In deze zaak hebben twee passagiers een verzoek ingediend tegen de luchtvaartmaatschappij Finnair Oyj, omdat zij compensatie eisen voor een vertraging van hun vlucht van Shanghai naar Amsterdam op 28 augustus 2019. De passagiers arriveerden vijf uur en 40 minuten later dan gepland op hun eindbestemming, wat hen aanleiding gaf om compensatie te verzoeken op basis van de Europese Verordening (EG) nr. 261/2004. De vervoerder, Finnair, heeft geweigerd deze compensatie te betalen en deed een beroep op buitengewone omstandigheden, namelijk schade door blikseminslag aan het vliegtuig, die volgens hen de vertraging had veroorzaakt.

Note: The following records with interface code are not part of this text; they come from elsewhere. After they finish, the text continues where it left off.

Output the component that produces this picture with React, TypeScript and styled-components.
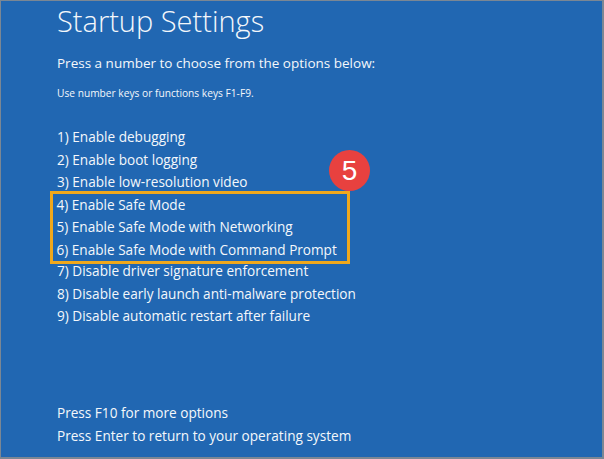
import React from "react";
import styled, { createGlobalStyle } from "styled-components";

const Global = createGlobalStyle`
  html, body { margin: 0; padding: 0; background: #2167b2; }
  * { box-sizing: border-box; }
`;

const Screen = styled.div`
  width: 604px;
  height: 459px;
  background: #2167b2;
  border-style: solid;
  border-color: #7b8794;
  border-width: 1px 2px 2px 1px;
  padding: 0 0 0 56px;
  display: flex;
  flex-direction: column;
  font-family: "Open Sans", "Noto Sans", sans-serif;
  color: #f4f7fb;
  position: relative;
`;

const Title = styled.h1`
  margin: 0;
  font-size: 29px;
  font-weight: 300;
  line-height: 40px;
`;

const Lead = styled.p`
  margin: 12px 0 0;
  font-size: 13.5px;
  line-height: 20px;
`;

const Hint = styled.p`
  margin: 13px 0 0;
  font-size: 10.2px;
  line-height: 14px;
`;

const Options = styled.div`
  margin-top: 26px;
  display: flex;
  flex-direction: column;
  position: relative;
`;

const Row = styled.div`
  font-size: 13.6px;
  line-height: 22.5px;
  white-space: nowrap;
`;

const Highlight = styled.div`
  margin: -3px 0 -4px -7px;
  width: 300px;
  border: 3.5px solid #f0a81c;
  padding: 0 0 0 3.5px;
  display: flex;
  flex-direction: column;
`;

const Badge = styled.div`
  position: absolute;
  left: 272px;
  top: 24px;
  width: 41px;
  height: 41px;
  border-radius: 50%;
  background: #e8413f;
  color: #fff;
  font-family: "Liberation Sans", Arial, sans-serif;
  font-size: 28px;
  display: flex;
  align-items: center;
  justify-content: center;
`;

const Footer = styled.div`
  margin-top: auto;
  margin-bottom: 10px;
  display: flex;
  flex-direction: column;
`;

const before = [
  "1) Enable debugging",
  "2) Enable boot logging",
  "3) Enable low-resolution video",
];
const highlighted = [
  "4) Enable Safe Mode",
  "5) Enable Safe Mode with Networking",
  "6) Enable Safe Mode with Command Prompt",
];
const after = [
  "7) Disable driver signature enforcement",
  "8) Disable early launch anti-malware protection",
  "9) Disable automatic restart after failure",
];

export default function App() {
  return (
    <>
      <Global />
      <Screen>
        <Title>Startup Settings</Title>
        <Lead>Press a number to choose from the options below:</Lead>
        <Hint>Use number keys or functions keys F1-F9.</Hint>
        <Options>
          {before.map((t) => (
            <Row key={t}>{t}</Row>
          ))}
          <Highlight>
            {highlighted.map((t) => (
              <Row key={t}>{t}</Row>
            ))}
          </Highlight>
          {after.map((t) => (
            <Row key={t}>{t}</Row>
          ))}
          <Badge>5</Badge>
        </Options>
        <Footer>
          <Row>Press F10 for more options</Row>
          <Row>Press Enter to return to your operating system</Row>
        </Footer>
      </Screen>
    </>
  );
}
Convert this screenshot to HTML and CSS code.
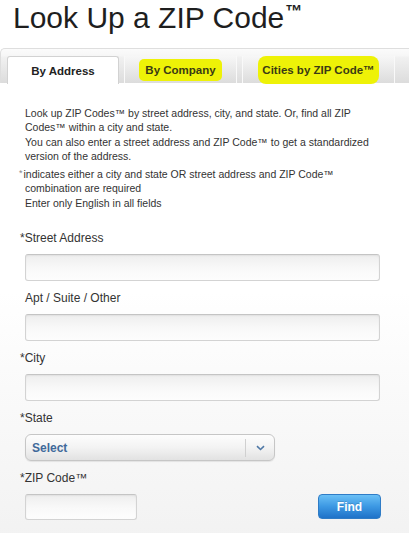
FILE: index.html
```html
<!DOCTYPE html>
<html lang="en">
<head>
<meta charset="utf-8">
<title>Look Up a ZIP Code</title>
<link rel="stylesheet" href="styles.css">
</head>
<body>
<h1 class="title">Look Up a ZIP Code<sup class="tm">™</sup></h1>
<div class="panel">
  <div class="tabs">
    <div class="tab active">By Address</div>
    <div class="tab"><span class="hl">By Company</span></div>
    <div class="tab wide"><span class="hl tall">Cities by ZIP Code™</span></div>
  </div>
  <div class="content">
    <div class="intro">
      <p>Look up ZIP Codes™ by street address, city, and state. Or, find all ZIP Codes™ within a city and state.</p>
      <p>You can also enter a street address and ZIP Code™ to get a standardized version of the address.</p>
      <p class="note"><span class="req">*</span>indicates either a city and state OR street address and ZIP Code™ combination are required</p>
      <p class="last">Enter only English in all fields</p>
    </div>
    <form class="form">
      <div class="field">
        <label class="label"><span class="star">*</span>Street Address</label>
        <input class="text full" type="text">
      </div>
      <div class="field">
        <label class="label">Apt / Suite / Other</label>
        <input class="text full" type="text">
      </div>
      <div class="field">
        <label class="label"><span class="star">*</span>City</label>
        <input class="text full" type="text">
      </div>
      <div class="field">
        <label class="label"><span class="star">*</span>State</label>
        <div class="select">
          <span class="select-value">Select</span>
          <span class="select-arrow">
            <svg width="9" height="6" viewBox="0 0 9 6"><path d="M1 1.2 L4.5 4.5 L8 1.2" fill="none" stroke="#4f78a6" stroke-width="1.6"/></svg>
          </span>
        </div>
      </div>
      <div class="field">
        <label class="label"><span class="star">*</span>ZIP Code™</label>
        <div class="zip-row">
          <input class="text zip" type="text">
          <button class="find" type="button">Find</button>
        </div>
      </div>
    </form>
  </div>
</div>
</body>
</html>
```

FILE: styles.css
```css
html, body {
  margin: 0;
  padding: 0;
  background: #ffffff;
}
body {
  font-family: "Liberation Sans", Arial, sans-serif;
  color: #333333;
  width: 409px;
  overflow: hidden;
}
.title {
  margin: 0;
  padding-left: 13px;
  font-size: 30px;
  font-weight: normal;
  line-height: 36px;
  height: 36px;
  color: #1e1e1e;
  white-space: nowrap;
}
.tm {
  font-size: 17px;
  font-weight: bold;
  vertical-align: 11px;
  line-height: 0;
  margin-left: 1px;
}
.panel {
  margin-top: 12px;
}
.tabs {
  display: flex;
  align-items: flex-end;
  padding: 7px 0 0 6px;
  border-top: 1px solid #dedede;
  border-left: 1px solid #dedede;
  border-top-left-radius: 5px;
  background: linear-gradient(to bottom, #fbfbfb 0, #f6f6f6 7px, #f1f1f1 8px, #dcdcdc 100%);
  height: 27px;
}
.tab {
  box-sizing: border-box;
  width: 113px;
  height: 27px;
  margin-right: 5px;
  display: flex;
  align-items: center;
  justify-content: center;
  font-size: 11.5px;
  font-weight: bold;
  color: #3a3a14;
  background: linear-gradient(to bottom, #f7f7f7, #dcdcdc);
  border-left: 1px solid #f9f9f9;
  border-right: 1px solid #f9f9f9;
}
.tab.active {
  width: 112px;
  background: #ffffff;
  color: #222222;
  border: 1px solid #d2d2d2;
  border-bottom: none;
  border-radius: 3px 3px 0 0;
  height: 28px;
  margin-bottom: -1px;
}
.tab.wide {
  width: 153px;
}
.hl {
  background: #eef207;
  padding: 5px 6px;
  border-radius: 5px;
}
.hl.tall {
  padding: 8px 4px;
  border-radius: 8px;
}
.content {
  padding: 23px 0 15px 25px;
  background: linear-gradient(to bottom, #ffffff 0, #ffffff 45%, #f2f2f2 100%);
}
.intro {
  width: 368px;
  font-size: 10.5px;
  line-height: 14px;
  color: #333333;
}
.intro p {
  margin: 1px 0 0;
}
.intro p:first-child {
  margin-top: 0;
}
.intro p.note {
  margin-top: 3px;
}
.req {
  color: #8a8a8a;
  font-size: 9px;
  margin-left: -6px;
  margin-right: 1px;
  vertical-align: 2px;
}
.form {
  margin-top: 21px;
}
.field {
  margin-bottom: 10px;
}
.label {
  display: block;
  font-size: 12px;
  line-height: 15px;
  color: #333333;
  margin-bottom: 8px;
}
.star {
  margin-left: -5px;
}
.text {
  box-sizing: border-box;
  display: block;
  margin: 0;
  height: 27px;
  border: 1px solid #d3d3d3;
  border-top-color: #c4c4c4;
  border-radius: 3px;
  background: linear-gradient(to bottom, #eeeeee 0, #f9f9f9 55%, #fdfdfd 100%);
  box-shadow: inset 0 1px 2px rgba(0, 0, 0, 0.06);
  font-family: inherit;
  font-size: 12px;
  outline: none;
}
.full {
  width: 355px;
}
.select {
  box-sizing: border-box;
  width: 250px;
  height: 27px;
  display: flex;
  align-items: center;
  border: 1px solid #c6c6c6;
  border-radius: 6px;
  background: linear-gradient(to bottom, #fdfdfd 0, #f3f3f3 50%, #e2e2e2 100%);
  box-shadow: 0 1px 1px rgba(0, 0, 0, 0.08);
}
.select-value {
  flex: 1;
  padding-left: 6px;
  font-size: 12px;
  font-weight: bold;
  color: #40699a;
}
.select-arrow {
  width: 28px;
  height: 18px;
  border-left: 1px solid #d0d0d0;
  display: flex;
  align-items: center;
  justify-content: center;
}
.select-arrow svg {
  display: block;
}
.zip-row {
  width: 356px;
  display: flex;
  justify-content: space-between;
  align-items: flex-start;
}
.zip {
  width: 112px;
  height: 26px;
}
.find {
  box-sizing: border-box;
  width: 63px;
  height: 25px;
  margin: 0;
  padding: 0;
  border: 1px solid #2f7cc6;
  border-radius: 4px;
  background: linear-gradient(to bottom, #6ac0f6 0, #3c98e3 50%, #1f72c8 100%);
  color: #ffffff;
  font-family: inherit;
  font-size: 12px;
  font-weight: bold;
  text-shadow: 0 -1px 0 rgba(0, 0, 0, 0.15);
  cursor: pointer;
}
```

De kantonrechter heeft vastgesteld dat de vervoerder onvoldoende bewijs heeft geleverd om aan te tonen dat de vertraging het gevolg was van buitengewone omstandigheden. Hoewel de vervoerder heeft aangegeven dat de vlucht AY87, die voorafging aan de vertraagde vlucht AY88, door blikseminslag was vertraagd, kon niet worden aangetoond dat deze vertraging direct effect had op de uitvoering van vlucht AY88. De vervoerder heeft geen vluchtrapport overgelegd dat de relatie tussen de vertragingen aantoont, en de kantonrechter oordeelde dat de vertraging van vlucht AY88 niet het gevolg was van de door de vervoerder aangevoerde buitengewone omstandigheden.
Uiteindelijk heeft de kantonrechter geoordeeld dat de passagiers recht hebben op compensatie van € 1.200,00, en dat de proceskosten voor rekening van de vervoerder komen. De beslissing is genomen door kantonrechter mr. S.N. Schipper en is openbaar uitgesproken. Tegen deze beschikking staat geen hoger beroep open.